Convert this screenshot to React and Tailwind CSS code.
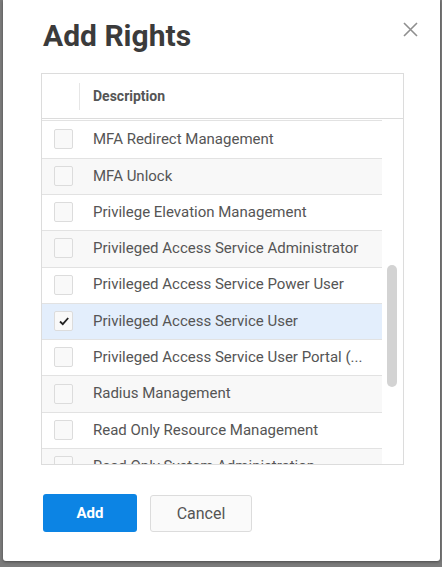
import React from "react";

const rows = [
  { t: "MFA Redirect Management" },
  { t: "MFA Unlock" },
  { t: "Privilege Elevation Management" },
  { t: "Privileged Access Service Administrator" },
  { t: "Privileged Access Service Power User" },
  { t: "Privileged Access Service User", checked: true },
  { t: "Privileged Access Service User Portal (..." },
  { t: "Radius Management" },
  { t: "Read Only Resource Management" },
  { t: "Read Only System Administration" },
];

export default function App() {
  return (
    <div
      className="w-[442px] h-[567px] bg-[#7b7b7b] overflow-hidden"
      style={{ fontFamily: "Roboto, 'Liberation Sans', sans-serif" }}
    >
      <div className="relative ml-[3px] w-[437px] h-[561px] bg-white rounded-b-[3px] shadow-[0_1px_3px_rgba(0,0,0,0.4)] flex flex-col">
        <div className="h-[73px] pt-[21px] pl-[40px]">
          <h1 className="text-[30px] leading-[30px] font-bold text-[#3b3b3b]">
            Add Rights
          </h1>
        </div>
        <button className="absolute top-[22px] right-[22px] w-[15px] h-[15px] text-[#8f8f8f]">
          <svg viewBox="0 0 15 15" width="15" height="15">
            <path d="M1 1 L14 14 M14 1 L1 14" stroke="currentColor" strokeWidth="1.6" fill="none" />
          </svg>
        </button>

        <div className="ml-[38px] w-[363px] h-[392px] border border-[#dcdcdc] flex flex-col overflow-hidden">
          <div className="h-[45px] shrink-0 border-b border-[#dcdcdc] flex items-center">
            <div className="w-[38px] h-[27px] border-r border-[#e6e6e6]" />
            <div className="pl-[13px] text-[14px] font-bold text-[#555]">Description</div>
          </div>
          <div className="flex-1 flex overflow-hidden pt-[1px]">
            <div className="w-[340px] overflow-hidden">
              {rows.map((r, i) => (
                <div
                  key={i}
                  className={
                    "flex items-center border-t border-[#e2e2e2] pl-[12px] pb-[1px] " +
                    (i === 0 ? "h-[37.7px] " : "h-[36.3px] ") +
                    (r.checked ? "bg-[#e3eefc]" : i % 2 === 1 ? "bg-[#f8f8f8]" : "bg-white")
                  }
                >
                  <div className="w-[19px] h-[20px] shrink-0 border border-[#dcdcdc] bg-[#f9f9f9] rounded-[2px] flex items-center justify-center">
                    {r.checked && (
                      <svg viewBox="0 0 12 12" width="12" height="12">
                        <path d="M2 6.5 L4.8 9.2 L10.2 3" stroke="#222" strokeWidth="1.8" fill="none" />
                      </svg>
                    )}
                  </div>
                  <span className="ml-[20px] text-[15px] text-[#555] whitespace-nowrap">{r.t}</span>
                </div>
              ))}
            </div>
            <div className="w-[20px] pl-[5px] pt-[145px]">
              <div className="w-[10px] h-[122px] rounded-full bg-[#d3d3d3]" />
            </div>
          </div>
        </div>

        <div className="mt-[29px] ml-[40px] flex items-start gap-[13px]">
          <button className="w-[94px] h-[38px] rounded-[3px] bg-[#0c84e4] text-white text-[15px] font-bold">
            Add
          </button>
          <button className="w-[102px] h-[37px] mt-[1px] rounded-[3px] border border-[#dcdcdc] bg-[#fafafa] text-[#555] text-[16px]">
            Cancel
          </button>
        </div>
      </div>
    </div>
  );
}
--
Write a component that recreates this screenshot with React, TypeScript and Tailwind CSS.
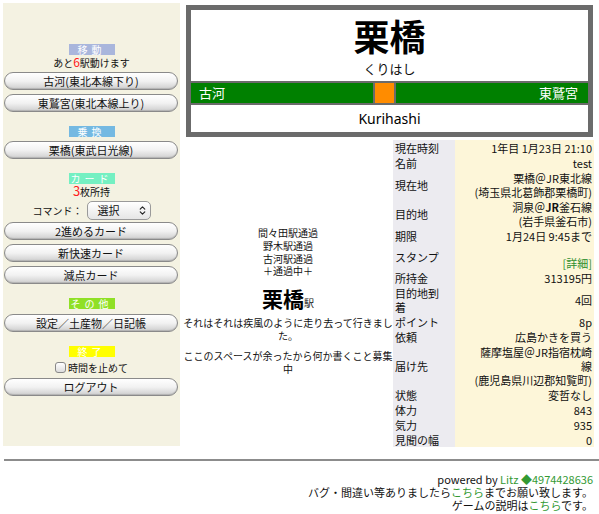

Objective: Using the data above, which lines fall from the one with "Convert this screenshot" through the one with "import React from"? Repeat them exactly, ends included, minus any pictures.

Solution to this exercise:
Convert this screenshot to React and Tailwind CSS code.
import React from "react";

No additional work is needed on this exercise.